[begin Dataset section]

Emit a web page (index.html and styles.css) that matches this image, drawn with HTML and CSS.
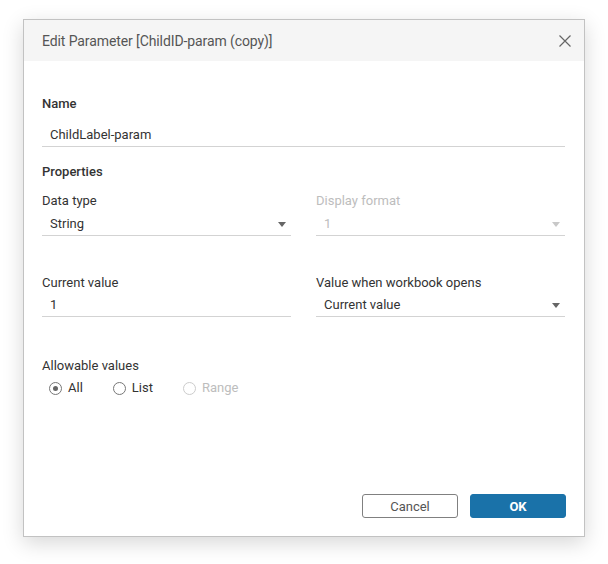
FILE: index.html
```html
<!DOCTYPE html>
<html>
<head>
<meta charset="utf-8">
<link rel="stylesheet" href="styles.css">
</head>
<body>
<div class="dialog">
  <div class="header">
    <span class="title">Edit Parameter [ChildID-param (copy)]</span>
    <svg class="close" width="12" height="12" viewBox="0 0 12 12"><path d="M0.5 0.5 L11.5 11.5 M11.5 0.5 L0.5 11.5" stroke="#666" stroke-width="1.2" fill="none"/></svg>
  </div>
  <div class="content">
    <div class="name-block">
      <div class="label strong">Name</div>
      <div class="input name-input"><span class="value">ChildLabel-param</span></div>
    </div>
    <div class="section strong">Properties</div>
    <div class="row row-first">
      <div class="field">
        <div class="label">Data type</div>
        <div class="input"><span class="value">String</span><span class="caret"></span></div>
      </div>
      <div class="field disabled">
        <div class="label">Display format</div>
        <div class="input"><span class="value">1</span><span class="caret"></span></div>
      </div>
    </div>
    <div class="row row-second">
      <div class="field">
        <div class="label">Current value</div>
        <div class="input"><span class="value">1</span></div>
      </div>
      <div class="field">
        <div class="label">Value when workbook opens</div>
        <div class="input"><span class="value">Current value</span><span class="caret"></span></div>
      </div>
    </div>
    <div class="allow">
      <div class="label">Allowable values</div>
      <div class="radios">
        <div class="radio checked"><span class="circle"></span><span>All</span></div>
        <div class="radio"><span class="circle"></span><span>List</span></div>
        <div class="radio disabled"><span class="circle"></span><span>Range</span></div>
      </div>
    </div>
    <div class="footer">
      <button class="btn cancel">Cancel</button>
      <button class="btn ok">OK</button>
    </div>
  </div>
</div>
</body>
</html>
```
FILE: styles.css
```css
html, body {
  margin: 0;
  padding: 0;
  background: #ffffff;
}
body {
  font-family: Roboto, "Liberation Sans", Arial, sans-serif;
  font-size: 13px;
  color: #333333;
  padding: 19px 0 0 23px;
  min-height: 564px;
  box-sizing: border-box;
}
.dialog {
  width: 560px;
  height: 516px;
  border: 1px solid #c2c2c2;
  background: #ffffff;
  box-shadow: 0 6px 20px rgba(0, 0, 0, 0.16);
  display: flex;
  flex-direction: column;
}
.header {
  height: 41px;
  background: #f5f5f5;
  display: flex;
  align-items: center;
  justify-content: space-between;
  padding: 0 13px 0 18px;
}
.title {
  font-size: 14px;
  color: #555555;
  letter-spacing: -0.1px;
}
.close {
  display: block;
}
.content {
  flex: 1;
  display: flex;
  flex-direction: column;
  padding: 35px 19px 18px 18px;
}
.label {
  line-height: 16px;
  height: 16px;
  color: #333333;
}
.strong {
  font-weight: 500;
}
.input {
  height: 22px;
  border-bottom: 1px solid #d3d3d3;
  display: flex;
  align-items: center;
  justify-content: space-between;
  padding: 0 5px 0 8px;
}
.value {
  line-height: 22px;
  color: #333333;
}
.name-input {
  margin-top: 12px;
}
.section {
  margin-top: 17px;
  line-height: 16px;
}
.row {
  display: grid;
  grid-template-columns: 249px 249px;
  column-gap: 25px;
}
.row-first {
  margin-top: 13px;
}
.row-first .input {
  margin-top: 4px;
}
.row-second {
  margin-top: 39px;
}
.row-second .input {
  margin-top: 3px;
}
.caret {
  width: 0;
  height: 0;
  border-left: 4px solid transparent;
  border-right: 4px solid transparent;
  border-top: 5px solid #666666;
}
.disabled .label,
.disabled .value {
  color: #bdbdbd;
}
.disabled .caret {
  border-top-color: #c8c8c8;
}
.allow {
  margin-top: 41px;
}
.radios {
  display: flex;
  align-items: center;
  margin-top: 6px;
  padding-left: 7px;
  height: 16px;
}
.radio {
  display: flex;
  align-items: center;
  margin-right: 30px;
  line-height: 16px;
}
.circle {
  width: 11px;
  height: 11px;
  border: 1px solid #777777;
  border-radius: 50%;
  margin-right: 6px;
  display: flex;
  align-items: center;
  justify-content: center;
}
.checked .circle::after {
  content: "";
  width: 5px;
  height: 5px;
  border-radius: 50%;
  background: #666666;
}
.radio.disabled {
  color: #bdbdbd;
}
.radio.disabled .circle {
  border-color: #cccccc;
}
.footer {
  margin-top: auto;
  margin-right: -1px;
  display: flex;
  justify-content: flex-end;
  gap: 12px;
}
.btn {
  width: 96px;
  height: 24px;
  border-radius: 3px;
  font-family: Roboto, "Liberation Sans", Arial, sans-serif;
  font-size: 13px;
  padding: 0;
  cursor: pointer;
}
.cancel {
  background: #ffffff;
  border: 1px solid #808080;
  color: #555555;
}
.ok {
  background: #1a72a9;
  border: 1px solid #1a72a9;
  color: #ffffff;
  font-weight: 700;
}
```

[end Dataset section]

_Do this_: Reproduce the whole listing above word for word, but not its pictures.

_Task result_:
Emit a web page (index.html and styles.css) that matches this image, drawn with HTML and CSS.
FILE: index.html
```html
<!DOCTYPE html>
<html>
<head>
<meta charset="utf-8">
<link rel="stylesheet" href="styles.css">
</head>
<body>
<div class="dialog">
  <div class="header">
    <span class="title">Edit Parameter [ChildID-param (copy)]</span>
    <svg class="close" width="12" height="12" viewBox="0 0 12 12"><path d="M0.5 0.5 L11.5 11.5 M11.5 0.5 L0.5 11.5" stroke="#666" stroke-width="1.2" fill="none"/></svg>
  </div>
  <div class="content">
    <div class="name-block">
      <div class="label strong">Name</div>
      <div class="input name-input"><span class="value">ChildLabel-param</span></div>
    </div>
    <div class="section strong">Properties</div>
    <div class="row row-first">
      <div class="field">
        <div class="label">Data type</div>
        <div class="input"><span class="value">String</span><span class="caret"></span></div>
      </div>
      <div class="field disabled">
        <div class="label">Display format</div>
        <div class="input"><span class="value">1</span><span class="caret"></span></div>
      </div>
    </div>
    <div class="row row-second">
      <div class="field">
        <div class="label">Current value</div>
        <div class="input"><span class="value">1</span></div>
      </div>
      <div class="field">
        <div class="label">Value when workbook opens</div>
        <div class="input"><span class="value">Current value</span><span class="caret"></span></div>
      </div>
    </div>
    <div class="allow">
      <div class="label">Allowable values</div>
      <div class="radios">
        <div class="radio checked"><span class="circle"></span><span>All</span></div>
        <div class="radio"><span class="circle"></span><span>List</span></div>
        <div class="radio disabled"><span class="circle"></span><span>Range</span></div>
      </div>
    </div>
    <div class="footer">
      <button class="btn cancel">Cancel</button>
      <button class="btn ok">OK</button>
    </div>
  </div>
</div>
</body>
</html>
```
FILE: styles.css
```css
html, body {
  margin: 0;
  padding: 0;
  background: #ffffff;
}
body {
  font-family: Roboto, "Liberation Sans", Arial, sans-serif;
  font-size: 13px;
  color: #333333;
  padding: 19px 0 0 23px;
  min-height: 564px;
  box-sizing: border-box;
}
.dialog {
  width: 560px;
  height: 516px;
  border: 1px solid #c2c2c2;
  background: #ffffff;
  box-shadow: 0 6px 20px rgba(0, 0, 0, 0.16);
  display: flex;
  flex-direction: column;
}
.header {
  height: 41px;
  background: #f5f5f5;
  display: flex;
  align-items: center;
  justify-content: space-between;
  padding: 0 13px 0 18px;
}
.title {
  font-size: 14px;
  color: #555555;
  letter-spacing: -0.1px;
}
.close {
  display: block;
}
.content {
  flex: 1;
  display: flex;
  flex-direction: column;
  padding: 35px 19px 18px 18px;
}
.label {
  line-height: 16px;
  height: 16px;
  color: #333333;
}
.strong {
  font-weight: 500;
}
.input {
  height: 22px;
  border-bottom: 1px solid #d3d3d3;
  display: flex;
  align-items: center;
  justify-content: space-between;
  padding: 0 5px 0 8px;
}
.value {
  line-height: 22px;
  color: #333333;
}
.name-input {
  margin-top: 12px;
}
.section {
  margin-top: 17px;
  line-height: 16px;
}
.row {
  display: grid;
  grid-template-columns: 249px 249px;
  column-gap: 25px;
}
.row-first {
  margin-top: 13px;
}
.row-first .input {
  margin-top: 4px;
}
.row-second {
  margin-top: 39px;
}
.row-second .input {
  margin-top: 3px;
}
.caret {
  width: 0;
  height: 0;
  border-left: 4px solid transparent;
  border-right: 4px solid transparent;
  border-top: 5px solid #666666;
}
.disabled .label,
.disabled .value {
  color: #bdbdbd;
}
.disabled .caret {
  border-top-color: #c8c8c8;
}
.allow {
  margin-top: 41px;
}
.radios {
  display: flex;
  align-items: center;
  margin-top: 6px;
  padding-left: 7px;
  height: 16px;
}
.radio {
  display: flex;
  align-items: center;
  margin-right: 30px;
  line-height: 16px;
}
.circle {
  width: 11px;
  height: 11px;
  border: 1px solid #777777;
  border-radius: 50%;
  margin-right: 6px;
  display: flex;
  align-items: center;
  justify-content: center;
}
.checked .circle::after {
  content: "";
  width: 5px;
  height: 5px;
  border-radius: 50%;
  background: #666666;
}
.radio.disabled {
  color: #bdbdbd;
}
.radio.disabled .circle {
  border-color: #cccccc;
}
.footer {
  margin-top: auto;
  margin-right: -1px;
  display: flex;
  justify-content: flex-end;
  gap: 12px;
}
.btn {
  width: 96px;
  height: 24px;
  border-radius: 3px;
  font-family: Roboto, "Liberation Sans", Arial, sans-serif;
  font-size: 13px;
  padding: 0;
  cursor: pointer;
}
.cancel {
  background: #ffffff;
  border: 1px solid #808080;
  color: #555555;
}
.ok {
  background: #1a72a9;
  border: 1px solid #1a72a9;
  color: #ffffff;
  font-weight: 700;
}
```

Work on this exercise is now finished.